As a Chief Information Security Officer (CISO) in 2025, your mandate has evolved. It is no longer enough to build a fortress and react to attacks. The board and your business counterparts demand that you enable speed and innovation while managing risk proactively. The traditional methods of securing applications, particularly threat modeling, are failing to keep pace. The manual, workshop-based approach is too slow, too infrequent, and too reliant on a handful of experts. A new generation of AI-driven platforms is emerging to solve this, transforming threat modeling from a static compliance exercise into a continuous, automated, and predictive discipline. The question for every forward-thinking CISO is: Why should I invest in an AI-driven threat modeling platform this year?

The Whiteboard vs. The Digital Twin: A New Paradigm for Threat Modeling

Traditional threat modeling is a high-effort, manual process. Security architects and developers gather in a room for a "whiteboarding session," draw out an application's architecture, and brainstorm potential threats using frameworks like STRIDE. The result is a static diagram and a list of findings that are often outdated the moment a developer pushes a new code update. The AI-driven approach creates a "digital twin" of your application's architecture. By continuously ingesting data from code repositories, Infrastructure-as-Code (IaC) templates, and design documents, the AI platform maintains a living, breathing model of your system. It automatically identifies new components, data flows, and trust boundaries as they are created, and applies threat analysis in real-time.

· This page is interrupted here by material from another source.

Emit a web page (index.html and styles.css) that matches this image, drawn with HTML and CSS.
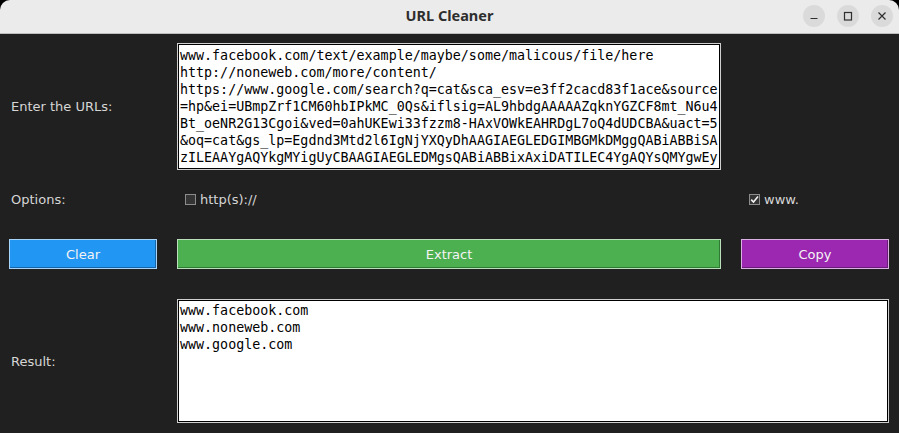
FILE: index.html
```html
<!DOCTYPE html>
<html lang="en">
<head>
<meta charset="utf-8">
<title>URL Cleaner</title>
<link rel="stylesheet" href="styles.css">
</head>
<body>
<div class="window">
  <header class="titlebar">
    <div class="tb-spacer"></div>
    <div class="tb-title">URL Cleaner</div>
    <div class="tb-controls">
      <span class="tb-btn"><svg width="22" height="22" viewBox="0 0 22 22"><line x1="7.5" y1="13.5" x2="14.5" y2="13.5" stroke="#2e2e2e" stroke-width="1.2"/></svg></span>
      <span class="tb-btn"><svg width="22" height="22" viewBox="0 0 22 22"><rect x="7.5" y="7.5" width="7" height="7.5" fill="none" stroke="#2e2e2e" stroke-width="1.2"/></svg></span>
      <span class="tb-btn"><svg width="22" height="22" viewBox="0 0 22 22"><path d="M7.5 7.5 L14.5 14.5 M14.5 7.5 L7.5 14.5" stroke="#2e2e2e" stroke-width="1.2" fill="none"/></svg></span>
    </div>
  </header>
  <main class="app">
    <div class="row row-input">
      <div class="label">Enter the URLs:</div>
      <div class="textbox input-box">www.facebook.com/text/example/maybe/some/malicous/file/here
http://noneweb.com/more/content/
https://www.google.com/search?q=cat&amp;sca_esv=e3ff2cacd83f1ace&amp;source
=hp&amp;ei=UBmpZrf1CM60hbIPkMC_0Qs&amp;iflsig=AL9hbdgAAAAAZqknYGZCF8mt_N6u4
Bt_oeNR2G13Cgoi&amp;ved=0ahUKEwi33fzzm8-HAxVOWkEAHRDgL7oQ4dUDCBA&amp;uact=5
&amp;oq=cat&amp;gs_lp=Egdnd3Mtd2l6IgNjYXQyDhAAGIAEGLEDGIMBGMkDMggQABiABBiSA
zILEAAYgAQYkgMYigUyCBAAGIAEGLEDMgsQABiABBixAxiDATILEC4YgAQYsQMYgwEy</div>
    </div>
    <div class="row row-options">
      <div class="label">Options:</div>
      <label class="check"><span class="box"></span><span>http(s)://</span></label>
      <label class="check"><span class="box checked"><svg width="9" height="9" viewBox="0 0 9 9"><path d="M1.2 4.6 L3.5 7 L8 1.5" stroke="#f2f2f2" stroke-width="1.6" fill="none"/></svg></span><span>www.</span></label>
    </div>
    <div class="row row-buttons">
      <button class="btn btn-clear">Clear</button>
      <button class="btn btn-extract">Extract</button>
      <button class="btn btn-copy">Copy</button>
    </div>
    <div class="row row-result">
      <div class="label">Result:</div>
      <div class="textbox result-box">www.facebook.com
www.noneweb.com
www.google.com</div>
    </div>
  </main>
</div>
</body>
</html>
```
FILE: styles.css
```css
* { box-sizing: border-box; }
html, body { margin: 0; padding: 0; background: #000; }
body { width: 899px; height: 433px; overflow: hidden; }

.window {
  width: 899px;
  height: 433px;
  background: #202020;
  border-radius: 10px 10px 0 0;
  overflow: hidden;
}

.titlebar {
  height: 34px;
  background: #ebebeb;
  border-bottom: 1px solid #bdbdbd;
  display: grid;
  grid-template-columns: 1fr auto 1fr;
  align-items: center;
}
.tb-title {
  font-family: "Noto Sans", "DejaVu Sans", sans-serif;
  font-weight: 700;
  font-size: 14.5px;
  color: #2e2e2e;
  padding-bottom: 3px;
}
.tb-controls {
  display: flex;
  justify-content: flex-end;
  gap: 12px;
  padding-right: 6px;
  padding-bottom: 2px;
}
.tb-btn {
  width: 22px;
  height: 22px;
  border-radius: 50%;
  background: #dadada;
  display: flex;
}

.app {
  padding: 9px 10px 0 9px;
  font-family: "DejaVu Sans", sans-serif;
  font-size: 13px;
  color: #d6d6d6;
}
.row {
  display: grid;
  grid-template-columns: 148px 544px 148px;
  column-gap: 20px;
  align-items: center;
}
.label { padding-left: 2px; }

.textbox {
  background: #fff;
  border: 1px solid #cfcfcf;
  box-shadow: inset 0 0 0 1px #000;
  padding: 2px 2px;
  font-family: "DejaVu Sans Mono", monospace;
  font-size: 13.33px;
  line-height: 17px;
  color: #000;
  white-space: pre;
  overflow: hidden;
}
.input-box { height: 127px; padding-top: 3px; }
.row-result { margin-top: 30px; }
.result-box { grid-column: 2 / 4; height: 124px; padding-top: 2px; }

.row-options { height: 27px; margin-top: 16px; }
.check {
  display: flex;
  align-items: center;
  gap: 4px;
  padding-left: 8px;
}
.box {
  width: 11px;
  height: 11px;
  border: 1px solid #8c8c8c;
  background: #343434;
  display: flex;
  align-items: center;
  justify-content: center;
}

.row-buttons { margin-top: 26px; }
.btn {
  height: 30px;
  font-family: "DejaVu Sans", sans-serif;
  font-size: 13px;
  color: #f4f4f4;
  padding: 0;
  border: 1px solid;
}
.btn-clear {
  background: #2196f3;
  border-color: #a8d4fa;
  box-shadow: inset -1px -1px 0 #1565a8;
}
.btn-extract {
  background: #4caf50;
  border-color: #b9dfbb;
  box-shadow: inset -1px -1px 0 #2e7a32;
}
.btn-copy {
  background: #9c27b0;
  border-color: #dbb1e3;
  box-shadow: inset -1px -1px 0 #6a1a78;
}
```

The CISO's Imperative: Why Proactive Threat Modeling is Non-Negotiable in 2025

The pressure to adopt this automated approach is coming from every corner of the business:

  • The Speed of DevOps: With multiple code deployments per day in a CI/CD pipeline, a manual threat modeling process that takes weeks is no longer viable. Security must operate at the speed of development.
  • The Complexity of Modern Architectures: Microservices, serverless functions, and complex cloud-native applications have an exponentially larger attack surface than old monolithic applications. Manually modeling them is nearly impossible.
  • The High Cost of Late-Stage Fixes: A security flaw discovered in the design phase costs a fraction to fix compared to one found in production. Proactive threat modeling has a clear and compelling return on investment (ROI).
  • The Need for Prioritization: Security teams are overwhelmed with thousands of vulnerabilities from various scanners. An AI threat modeling platform provides context, helping teams prioritize the flaws that represent a genuine, exploitable threat to the business.

How an AI-Driven Threat Modeling Platform Works

These platforms integrate directly into the developer workflow to automate the entire process:

  • 1. Automated System Discovery: The platform connects to your development ecosystem (e.g., GitHub, GitLab, Jira) and automatically ingests application code, Infrastructure-as-Code (IaC) files like Terraform, and container configurations.
  • 2. Threat Model Generation: The AI parses this information to automatically generate a data flow diagram (DFD). It identifies key components (e.g., microservices, databases, APIs), data flows between them, and trust boundaries.
  • 3. Threat & Mitigation Identification: The AI applies established threat libraries (like STRIDE, CAPEC, OWASP Top 10) to the model, automatically identifying potential threats. Critically, it then provides context-specific mitigation advice and recommends appropriate security controls.
  • 4. Developer Workflow Integration: The platform automatically creates tickets for developers in their existing tools (like Jira or Azure DevOps), complete with the threat description, context, and code-level remediation guidance. This brings security directly into the developer's daily work.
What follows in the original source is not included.